Under-Approximating Reach Sets for Polynomial Continuous Systems

In this paper we suggest a method based on convex programming for computing semi-algebraic under-approximations of reach sets for polynomial continuous systems with initial sets being the zero sub-level set of a polynomial function. It is well-known that the reachable set can be formulated as the zero sub-level set of a value function to a Hamilton-Jacobi partial differential equation (HJE), and our approach in this paper consequently focuses on searching for approximate analytical polynomial solutions to associated HJEs, of which the zero sub-level sets converge to the exact reachable set from inside in measure, without discretizing the state space. Such approximate solutions can be computed via a classical hierarchy of convex programs consisting of linear matrix inequalities, which are constructed by sum-of-squares decomposition techniques.
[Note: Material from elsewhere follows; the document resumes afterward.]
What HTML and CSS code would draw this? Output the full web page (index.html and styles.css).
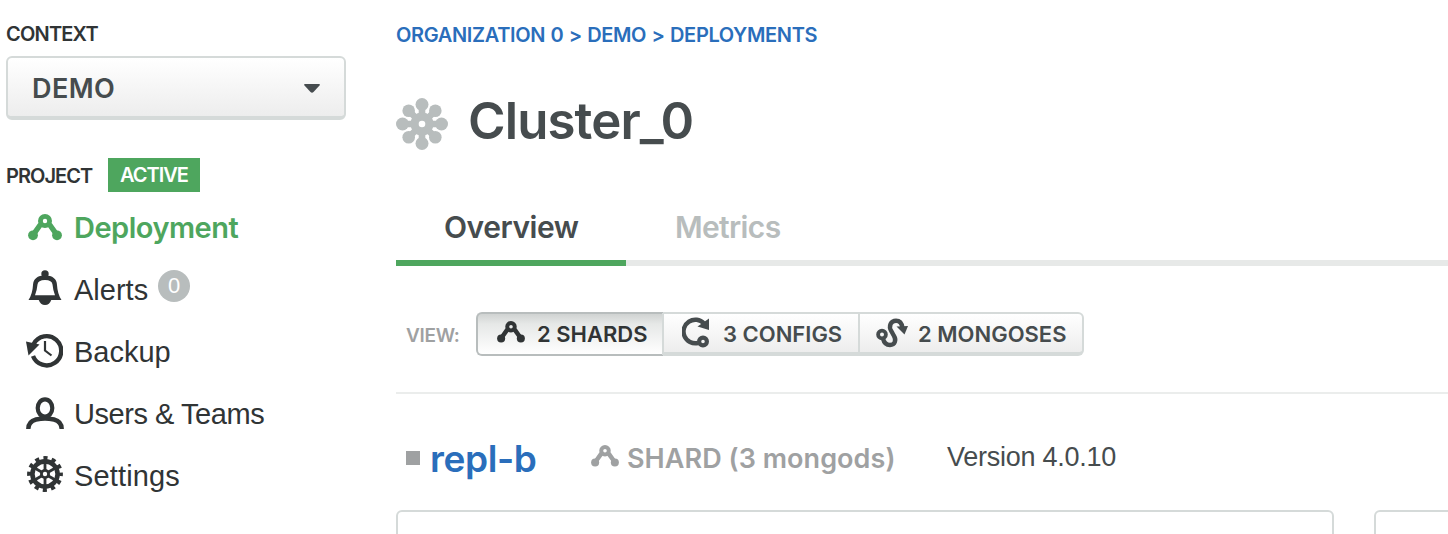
FILE: index.html
```html
<!DOCTYPE html>
<html lang="en">
<head>
<meta charset="utf-8">
<title>Cluster_0</title>
<link rel="stylesheet" href="styles.css">
</head>
<body>
<svg width="0" height="0" class="defs" aria-hidden="true">
  <symbol id="shard" viewBox="0 0 34 28">
    <path d="M12.500 10.500 5 21M21.500 10.500l7.500 10.500" fill="none" stroke="currentColor" stroke-width="5.400"/>
    <circle cx="17" cy="7" r="4.600" fill="none" stroke="currentColor" stroke-width="4.800"/>
    <circle cx="5" cy="21.300" r="4.900" fill="currentColor"/>
    <circle cx="29" cy="21.300" r="4.900" fill="currentColor"/>
  </symbol>
</svg>
<div class="app">
  <aside class="sidebar">
    <div class="label context"><span>CONTEXT</span></div>
    <div class="select"><span>DEMO</span>
      <svg width="16" height="9" viewBox="0 0 16 9"><path d="M1 0h14q1.500 0 .5 1.500L9.500 8q-1.500 1.500-3 0L.5 1.500Q-.5 0 1 0z" fill="#464c4f"/></svg>
    </div>
    <div class="project"><span class="label">PROJECT</span><span class="active">ACTIVE</span></div>
    <nav class="nav">
      <a class="item current"><svg class="ic" width="34" height="28"><use href="#shard"/></svg><span>Deployment</span></a>
      <a class="item"><svg class="ic bell" width="34" height="36" viewBox="0 0 34 36">
        <path d="M.500 30Q4.500 24 5 15Q5.500 5.500 17 5.500T29 15Q29.500 24 33.500 30Z" fill="currentColor"/><circle cx="17" cy="4" r="3.700" fill="currentColor"/>
        <path d="M10.500 29.500q2 5.500 6.500 5.500t6.500-5.500z" fill="currentColor"/><path d="M7 25.300Q9 20 9.500 14.500Q10 10 17 10T24.500 14.500Q25 20 27 25.300Z" fill="#fff"/></svg><span>Alerts</span><span class="badge">0</span></a>
      <a class="item"><svg class="ic back" width="37" height="36" viewBox="0 0 37 36">
        <path d="M7.700 12A14.600 14.600 0 1 1 7 24" fill="none" stroke="currentColor" stroke-width="4.400"/>
        <path d="M0 9.500 13.500 12.500 2.500 23.500z" fill="currentColor"/><path d="M19 9v9.500l6.500 5" fill="none" stroke="currentColor" stroke-width="2.200"/></svg><span>Backup</span></a>
      <a class="item teams"><svg class="ic user" width="38" height="32" viewBox="0 0 38 32">
        <ellipse cx="19" cy="11" rx="7.300" ry="8.700" fill="none" stroke="currentColor" stroke-width="4.200"/>
        <path d="M2.300 32Q2.300 24.500 10 22.500Q15 21.500 19 21.500T28 22.500Q35.700 24.500 35.700 32" fill="none" stroke="currentColor" stroke-width="4.400"/></svg><span>Users &amp; Teams</span></a>
      <a class="item settings"><svg class="ic gear" width="36" height="36" viewBox="-18 -18 36 36">
        <circle r="15.800" fill="none" stroke="currentColor" stroke-width="4.200" stroke-dasharray="4.136 4.136" stroke-dashoffset="2.068"/>
        <circle r="12.600" fill="none" stroke="currentColor" stroke-width="4.600"/>
        <path d="M0-12V12M-10.400-6 10.400 6M-10.400 6 10.400-6" stroke="currentColor" stroke-width="2.800"/>
        <circle r="5" fill="currentColor"/><circle r="2.200" fill="#fff"/></svg><span>Settings</span></a>
    </nav>
  </aside>
  <main class="main">
    <div class="crumbs">ORGANIZATION 0 &gt; DEMO &gt; DEPLOYMENTS</div>
    <div class="title"><svg width="52" height="52" viewBox="-26 -26 52 52">
      <g stroke="#b8bdbd" stroke-width="6.600"><path d="M0-19V19M-19 0H19M-13.500-13.500 13.500 13.500M13.500-13.500-13.500 13.500"/></g>
      <g fill="#b8bdbd"><circle r="11.500"/><circle cy="-19.500" r="6.500"/><circle cy="19.500" r="6.500"/><circle cx="-19.500" r="6.500"/><circle cx="19.500" r="6.500"/><circle cx="-13.300" cy="-13.300" r="6.300"/><circle cx="13.300" cy="-13.300" r="6.300"/><circle cx="-13.300" cy="13.300" r="6.300"/><circle cx="13.300" cy="13.300" r="6.300"/></g>
      <circle r="3.300" fill="#fff"/></svg><h1>Cluster_0</h1></div>
    <div class="tabs"><a class="tab on">Overview</a><a class="tab">Metrics</a></div>
    <div class="view"><span class="viewlabel">VIEW:</span>
      <div class="group">
        <button class="seg s1"><svg width="28" height="23"><use href="#shard"/></svg><span>2 SHARDS</span></button>
        <button class="seg s2"><svg width="28" height="31" viewBox="0 0 28 31"><path d="M22 6.500A11.800 11.800 0 1 0 16 26" fill="none" stroke="currentColor" stroke-width="4.400"/><path d="M27 1.500V13L15.500 9.500z" fill="currentColor"/><circle cx="21" cy="24.500" r="3.900" fill="none" stroke="currentColor" stroke-width="4.200"/></svg><span>3 CONFIGS</span></button>
        <button class="seg s3"><svg width="32" height="30" viewBox="0 0 32 30"><circle cx="6" cy="16.500" r="3.900" fill="none" stroke="currentColor" stroke-width="3.800"/><path d="M7 20.500C8 25 11 27 14 27C19 27 20.500 22 18 18L15.500 13.500C12 8 15 2.700 20 2.700C24.500 2.700 26 6 26.500 10" fill="none" stroke="currentColor" stroke-width="4.400"/><path d="M20.500 8.500 32 8 28.500 16.500z" fill="currentColor"/></svg><span>2 MONGOSES</span></button>
      </div>
    </div>
    <div class="replica">
      <span class="dot"></span><a class="repl">repl-b</a>
      <svg class="ic3" width="28" height="23"><use href="#shard"/></svg><span class="shard">SHARD (3 mongods)</span><span class="version">Version 4.0.10</span>
    </div>
    <div class="cards"><div class="card"></div><div class="card"></div></div>
  </main>
</div>
</body>
</html>
```
FILE: styles.css
```css
* { box-sizing: border-box; }
body { margin: 0; background: #fff; color: #303435; font-family: Inter, "Liberation Sans", sans-serif; font-weight: 600; overflow: hidden; }
.defs { display: none; }
.app { display: flex; width: 1448px; height: 534px; overflow: hidden; }
.sidebar { width: 396px; flex: none; padding-left: 6px; }
.label { font-size: 20px; line-height: 24px; letter-spacing: -.8px; }
.context { padding-top: 22px; height: 56px; }
.select { width: 340px; height: 64px; display: flex; align-items: center; justify-content: space-between; padding: 3px 24px 0; border: 2px solid #d5dad9; border-bottom-width: 4px; border-radius: 6px; background: linear-gradient(#fff, #ededed); font-size: 27px; color: #464c4e; line-height: 32px; letter-spacing: .4px; }
.project { display: flex; align-items: center; height: 34px; margin-top: 38px; }
.project .label { letter-spacing: -.95px; padding-top: 1px; }
.active { margin-left: auto; margin-right: 196px; width: 92px; height: 34px; background: #4ea65e; color: #fff; font-size: 20px; line-height: 35px; padding-left: 12px; letter-spacing: -1px; }
.nav { margin-top: 5px; }
.item { display: flex; align-items: center; height: 62px; padding-left: 22px; font: 400 29px/36px "Liberation Sans", sans-serif; }
.item .ic { flex: none; margin-right: 12px; }
.current { color: #4ea65e; font-family: Inter, sans-serif; font-weight: 600; letter-spacing: -.5px; }
.item .bell { margin-bottom: 4px; }
.item .back { margin: 0 11px 4px -2px; }
.item .user { margin: 0 10px 3px -2px; }
.item .gear { margin: 0 11px 4px -1px; }
.teams { letter-spacing: -.45px; }
.settings { letter-spacing: .15px; }
.badge { width: 32px; height: 32px; border-radius: 50%; background: #b8bdbd; color: #fff; font-size: 22px; line-height: 32px; text-align: center; margin: 0 0 8px 10px; }
.main { flex: 1; min-width: 0; }
.crumbs { height: 70px; line-height: 71px; font-size: 20px; color: #2a6ebb; letter-spacing: -.35px; word-spacing: .7px; }
.title { height: 106px; display: flex; align-items: center; color: #464c4e; gap: 20px; padding-top: 2px; }
.title h1 { margin: 0; font-size: 51px; line-height: 60px; font-weight: 600; letter-spacing: -.9px; padding-bottom: 7px; }
.tabs { height: 90px; display: flex; border-bottom: 6px solid #e7e9e8; font-size: 30px; line-height: 36px; letter-spacing: -.45px; }
.tab { padding: 33px 48px 0; height: 90px; color: #b8bdbd; }
.tab + .tab { padding-left: 49px; letter-spacing: -.65px; }
.on { width: 230px; color: #464c4e; border-bottom: 6px solid #4ea65e; }
.view { height: 128px; display: flex; align-items: center; border-bottom: 2px solid #ebedec; padding: 10px 0 0 10px; }
.viewlabel { width: 70px; font-size: 19px; color: #9fa1a2; letter-spacing: -.3px; padding-top: 2px; }
.group { display: flex; height: 44px; }
.seg { font: 600 22px/26px Inter, sans-serif; color: #464c4e; display: flex; align-items: center; border: 2px solid #d5dad9; border-bottom-width: 4px; border-left-width: 0; background: linear-gradient(#fff, #ededed); padding: 0; white-space: nowrap; height: 44px; }
.seg span { padding-top: 2px; }
.seg svg { margin-bottom: 1px; }
.s1 { width: 188px; border: 2px solid #b8bdbd; border-right-color: #d5dad9; border-radius: 6px 0 0 6px; padding-left: 19px; gap: 12px; color: #303435; background: linear-gradient(#d0d3d2, #e6e8e7 25%, #fff); }
.seg.s1 svg { margin-bottom: 4px; }
.seg.s1 span { padding-top: 0; }
.s2 { width: 196px; padding-left: 18px; gap: 13px; }
.s3 { width: 224px; padding-left: 16px; gap: 10px; border-radius: 0 6px 6px 0; }
.replica { height: 116px; padding: 13px 0 0 10px; display: flex; align-items: center; }
.dot { width: 14px; height: 14px; background: #9fa1a2; margin: 0 10px 2px 0; }
.repl { font-size: 37px; color: #2a6ebb; width: 161px; letter-spacing: -.4px; }
.ic3, .shard { color: #9fa1a2; }
.ic3 { margin-bottom: 4px; }
.shard { font-size: 27px; margin-left: 8px; width: 320px; letter-spacing: .05px; }
.version { font: 400 27px/32px "Liberation Sans", sans-serif; color: #464c4e; letter-spacing: -.25px; padding-bottom: 4px; }
.cards { display: flex; gap: 40px; }
.card { flex: none; width: 938px; height: 100px; border: 2px solid #d5dad9; border-radius: 6px; }
```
In contrast to traditional numerical methods approximately solving HJEs, such as level-set methods, our method reduces HJE solving to convex optimization, avoiding the complexity associated to gridding the state space. Compared to existing approaches computing under-approximations, the approach described in this paper is structurally simpler as the under-approximations are the outcome of a single semi-definite program. Furthermore, an over-approximation of the reach set, shedding light on the quality of the constructed under-approximation, can be constructed via solving the same semi-definite program. Several illustrative examples and comparisons with existing methods demonstrate the merits of our approach.